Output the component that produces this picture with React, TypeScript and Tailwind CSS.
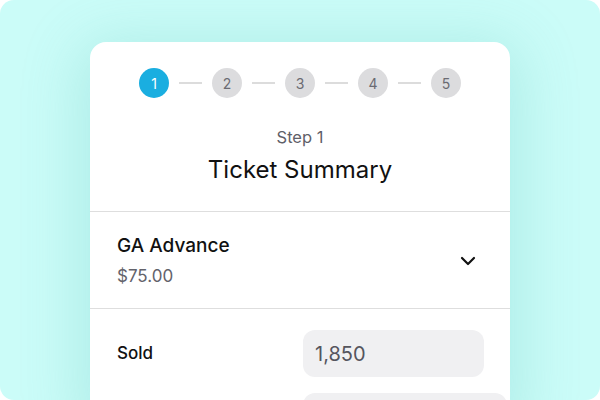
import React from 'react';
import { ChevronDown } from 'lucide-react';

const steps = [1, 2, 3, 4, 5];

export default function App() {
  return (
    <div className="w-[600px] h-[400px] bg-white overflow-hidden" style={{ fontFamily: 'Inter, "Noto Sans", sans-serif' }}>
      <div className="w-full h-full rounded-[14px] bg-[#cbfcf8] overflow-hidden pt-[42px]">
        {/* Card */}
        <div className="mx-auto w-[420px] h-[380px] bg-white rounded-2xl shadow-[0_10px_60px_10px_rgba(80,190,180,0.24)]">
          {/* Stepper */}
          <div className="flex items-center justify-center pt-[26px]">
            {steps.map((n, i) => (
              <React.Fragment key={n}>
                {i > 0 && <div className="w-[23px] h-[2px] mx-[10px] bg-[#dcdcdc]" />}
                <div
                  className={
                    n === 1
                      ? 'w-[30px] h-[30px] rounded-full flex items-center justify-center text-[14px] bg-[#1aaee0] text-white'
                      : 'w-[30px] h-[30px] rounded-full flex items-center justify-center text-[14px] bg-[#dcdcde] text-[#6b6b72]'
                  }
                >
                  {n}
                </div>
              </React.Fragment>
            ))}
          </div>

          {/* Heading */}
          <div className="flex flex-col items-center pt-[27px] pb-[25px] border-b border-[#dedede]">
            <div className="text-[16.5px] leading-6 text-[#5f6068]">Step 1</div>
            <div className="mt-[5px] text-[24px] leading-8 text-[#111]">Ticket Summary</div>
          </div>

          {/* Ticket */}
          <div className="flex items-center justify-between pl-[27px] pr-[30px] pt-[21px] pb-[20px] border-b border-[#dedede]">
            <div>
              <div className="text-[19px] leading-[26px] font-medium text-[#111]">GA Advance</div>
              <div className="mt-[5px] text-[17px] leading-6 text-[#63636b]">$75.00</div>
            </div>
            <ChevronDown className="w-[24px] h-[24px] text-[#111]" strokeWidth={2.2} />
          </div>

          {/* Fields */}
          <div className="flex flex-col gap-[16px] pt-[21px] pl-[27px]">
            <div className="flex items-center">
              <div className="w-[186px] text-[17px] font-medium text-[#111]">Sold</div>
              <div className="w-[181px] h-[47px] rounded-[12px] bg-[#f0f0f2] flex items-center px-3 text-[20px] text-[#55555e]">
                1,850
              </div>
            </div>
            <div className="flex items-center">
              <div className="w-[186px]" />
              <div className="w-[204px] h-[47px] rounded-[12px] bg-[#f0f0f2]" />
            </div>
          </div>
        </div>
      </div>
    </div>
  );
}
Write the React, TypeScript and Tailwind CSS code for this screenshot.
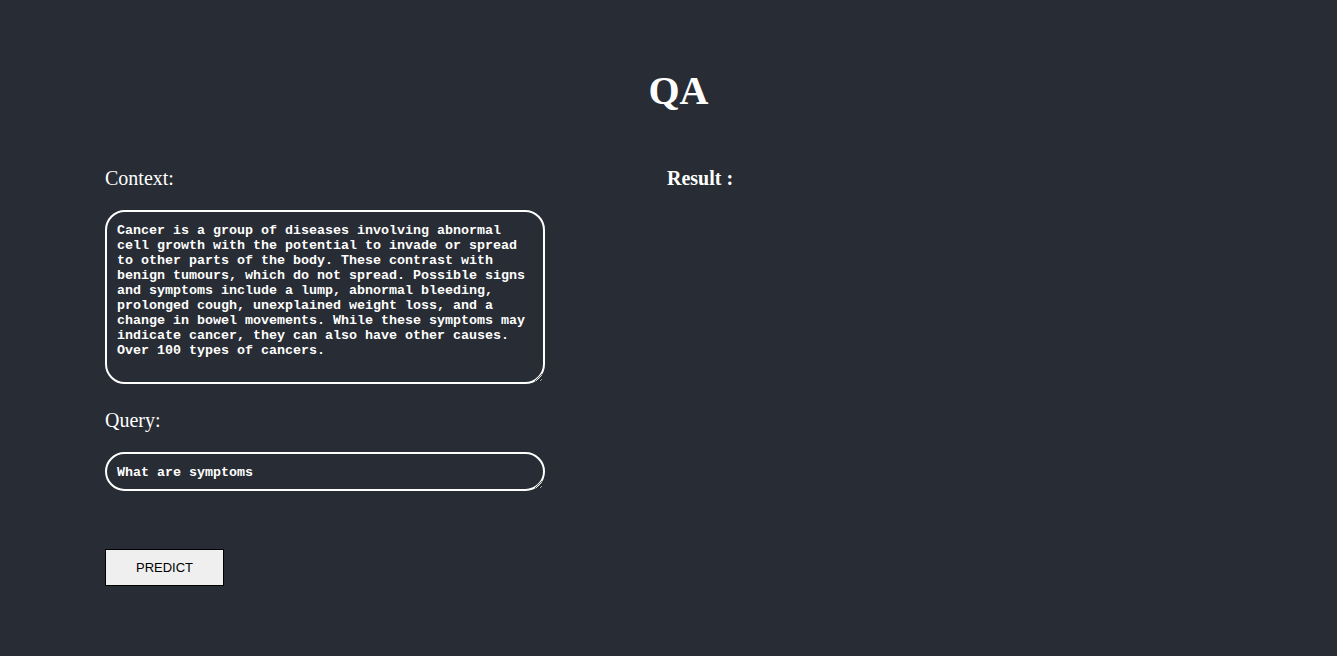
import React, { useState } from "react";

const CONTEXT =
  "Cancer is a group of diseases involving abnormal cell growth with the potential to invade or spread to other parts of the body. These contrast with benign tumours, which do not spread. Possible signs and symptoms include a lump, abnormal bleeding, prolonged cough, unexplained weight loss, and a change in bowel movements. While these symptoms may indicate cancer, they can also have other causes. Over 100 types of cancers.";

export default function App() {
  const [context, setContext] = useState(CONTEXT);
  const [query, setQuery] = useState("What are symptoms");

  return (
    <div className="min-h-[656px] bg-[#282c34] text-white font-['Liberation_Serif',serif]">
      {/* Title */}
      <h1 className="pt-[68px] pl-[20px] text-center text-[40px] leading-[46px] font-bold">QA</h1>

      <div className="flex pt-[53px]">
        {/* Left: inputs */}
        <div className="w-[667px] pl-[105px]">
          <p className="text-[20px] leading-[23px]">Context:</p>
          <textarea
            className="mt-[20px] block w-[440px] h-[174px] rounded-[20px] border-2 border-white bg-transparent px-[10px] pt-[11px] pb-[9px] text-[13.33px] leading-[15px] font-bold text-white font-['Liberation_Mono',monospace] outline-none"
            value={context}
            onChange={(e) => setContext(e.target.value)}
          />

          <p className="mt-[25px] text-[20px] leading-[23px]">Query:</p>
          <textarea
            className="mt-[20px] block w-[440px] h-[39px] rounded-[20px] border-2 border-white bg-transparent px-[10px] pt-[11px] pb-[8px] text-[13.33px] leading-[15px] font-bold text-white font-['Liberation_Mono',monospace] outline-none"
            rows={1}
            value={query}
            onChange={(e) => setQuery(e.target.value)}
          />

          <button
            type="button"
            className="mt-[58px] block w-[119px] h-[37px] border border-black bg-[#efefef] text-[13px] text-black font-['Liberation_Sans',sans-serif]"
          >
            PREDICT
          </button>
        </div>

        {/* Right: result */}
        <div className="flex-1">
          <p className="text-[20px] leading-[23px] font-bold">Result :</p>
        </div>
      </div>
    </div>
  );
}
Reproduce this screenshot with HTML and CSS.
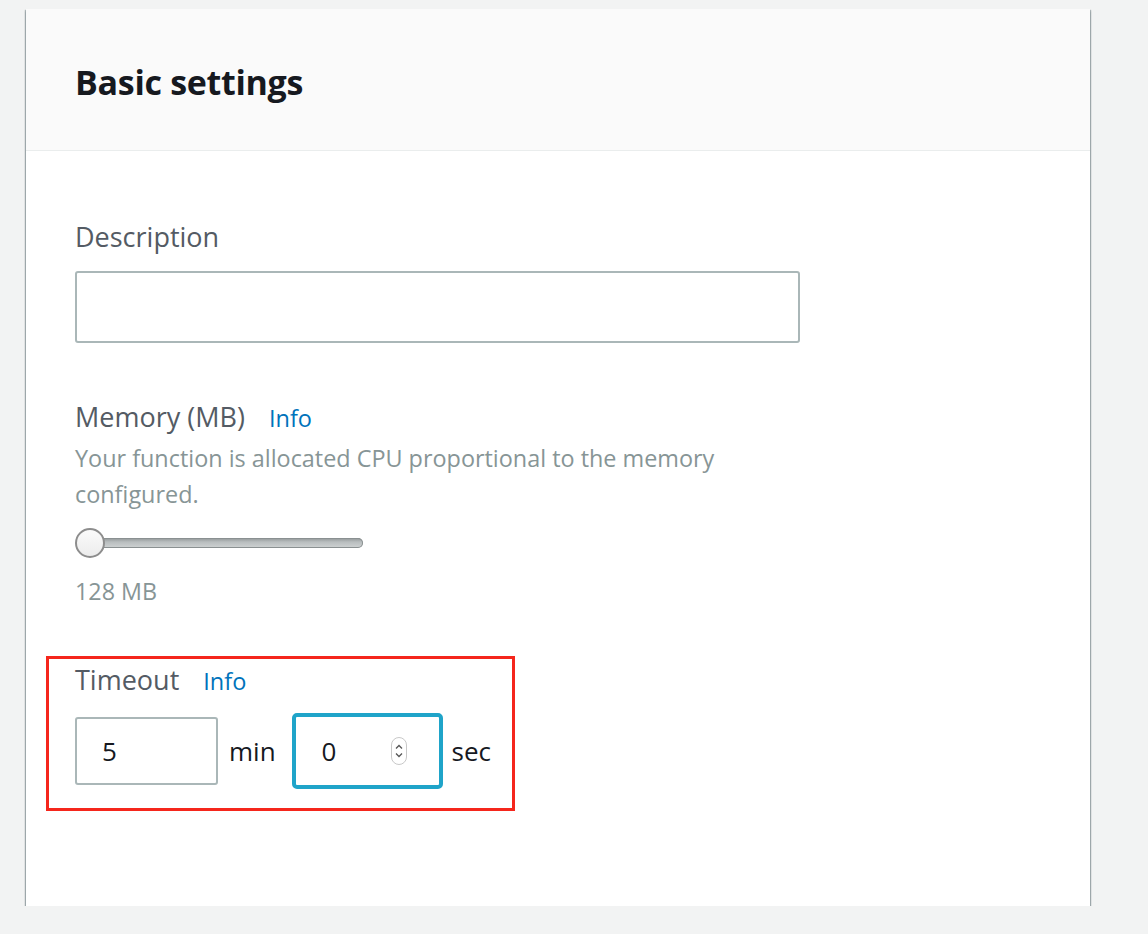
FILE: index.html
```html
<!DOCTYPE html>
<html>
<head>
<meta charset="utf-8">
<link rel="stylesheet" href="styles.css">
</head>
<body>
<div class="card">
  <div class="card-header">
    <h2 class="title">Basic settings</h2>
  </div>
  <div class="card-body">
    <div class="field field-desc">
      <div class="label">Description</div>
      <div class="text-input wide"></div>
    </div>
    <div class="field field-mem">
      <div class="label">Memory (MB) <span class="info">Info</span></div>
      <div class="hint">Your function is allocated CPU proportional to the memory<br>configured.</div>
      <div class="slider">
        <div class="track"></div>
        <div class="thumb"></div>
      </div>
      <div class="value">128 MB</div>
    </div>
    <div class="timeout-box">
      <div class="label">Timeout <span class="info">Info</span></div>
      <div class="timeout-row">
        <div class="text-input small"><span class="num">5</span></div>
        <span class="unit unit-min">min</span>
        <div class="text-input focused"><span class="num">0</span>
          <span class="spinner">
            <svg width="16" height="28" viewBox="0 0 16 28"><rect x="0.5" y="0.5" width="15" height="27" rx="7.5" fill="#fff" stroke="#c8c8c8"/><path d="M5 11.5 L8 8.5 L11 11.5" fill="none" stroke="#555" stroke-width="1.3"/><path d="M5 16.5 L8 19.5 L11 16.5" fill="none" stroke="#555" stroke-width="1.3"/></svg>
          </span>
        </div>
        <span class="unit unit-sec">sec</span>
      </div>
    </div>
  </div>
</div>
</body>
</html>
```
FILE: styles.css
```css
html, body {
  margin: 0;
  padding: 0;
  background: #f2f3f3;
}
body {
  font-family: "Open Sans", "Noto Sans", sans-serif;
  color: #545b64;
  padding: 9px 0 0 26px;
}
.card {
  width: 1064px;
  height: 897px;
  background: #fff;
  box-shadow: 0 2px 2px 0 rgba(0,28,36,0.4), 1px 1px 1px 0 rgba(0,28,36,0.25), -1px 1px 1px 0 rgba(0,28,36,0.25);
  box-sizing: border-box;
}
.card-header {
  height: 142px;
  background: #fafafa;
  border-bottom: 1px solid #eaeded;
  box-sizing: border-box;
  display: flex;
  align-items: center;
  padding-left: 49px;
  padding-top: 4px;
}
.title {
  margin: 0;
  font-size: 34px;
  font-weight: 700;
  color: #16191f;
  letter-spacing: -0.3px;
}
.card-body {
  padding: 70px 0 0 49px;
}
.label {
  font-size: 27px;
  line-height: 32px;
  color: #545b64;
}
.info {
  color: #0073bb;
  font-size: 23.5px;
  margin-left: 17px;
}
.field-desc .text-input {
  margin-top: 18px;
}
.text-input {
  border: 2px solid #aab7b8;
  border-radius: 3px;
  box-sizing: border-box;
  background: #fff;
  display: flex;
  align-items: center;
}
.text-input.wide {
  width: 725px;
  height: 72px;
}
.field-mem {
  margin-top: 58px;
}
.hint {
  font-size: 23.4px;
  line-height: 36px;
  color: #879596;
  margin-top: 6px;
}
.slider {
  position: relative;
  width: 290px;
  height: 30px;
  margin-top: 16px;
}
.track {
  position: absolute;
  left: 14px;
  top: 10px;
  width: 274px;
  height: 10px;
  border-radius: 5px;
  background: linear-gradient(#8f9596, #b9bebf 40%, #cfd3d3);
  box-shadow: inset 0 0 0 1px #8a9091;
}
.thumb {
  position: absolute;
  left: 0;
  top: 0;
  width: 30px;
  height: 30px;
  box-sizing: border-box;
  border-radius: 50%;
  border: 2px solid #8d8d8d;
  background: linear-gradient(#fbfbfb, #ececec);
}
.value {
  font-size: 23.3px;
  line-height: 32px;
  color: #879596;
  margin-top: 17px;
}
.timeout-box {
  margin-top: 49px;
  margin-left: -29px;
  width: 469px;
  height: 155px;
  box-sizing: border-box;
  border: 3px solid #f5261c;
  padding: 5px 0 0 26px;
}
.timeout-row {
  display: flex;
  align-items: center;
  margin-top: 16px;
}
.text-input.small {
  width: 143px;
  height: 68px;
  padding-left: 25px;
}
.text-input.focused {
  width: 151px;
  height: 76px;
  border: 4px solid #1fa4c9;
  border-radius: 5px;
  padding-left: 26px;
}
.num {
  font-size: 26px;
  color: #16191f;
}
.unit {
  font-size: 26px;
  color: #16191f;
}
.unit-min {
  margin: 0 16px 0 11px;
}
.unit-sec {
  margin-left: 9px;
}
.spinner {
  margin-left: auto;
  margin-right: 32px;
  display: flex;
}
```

——

> What is expected
Repeat word for word the lines above, from the first entry through the line containing "const steps = [1, 2, 3, 4, 5];", with both ends kept and the pictures dropped.

> Reply to the task
Output the component that produces this picture with React, TypeScript and Tailwind CSS.
import React from 'react';
import { ChevronDown } from 'lucide-react';

const steps = [1, 2, 3, 4, 5];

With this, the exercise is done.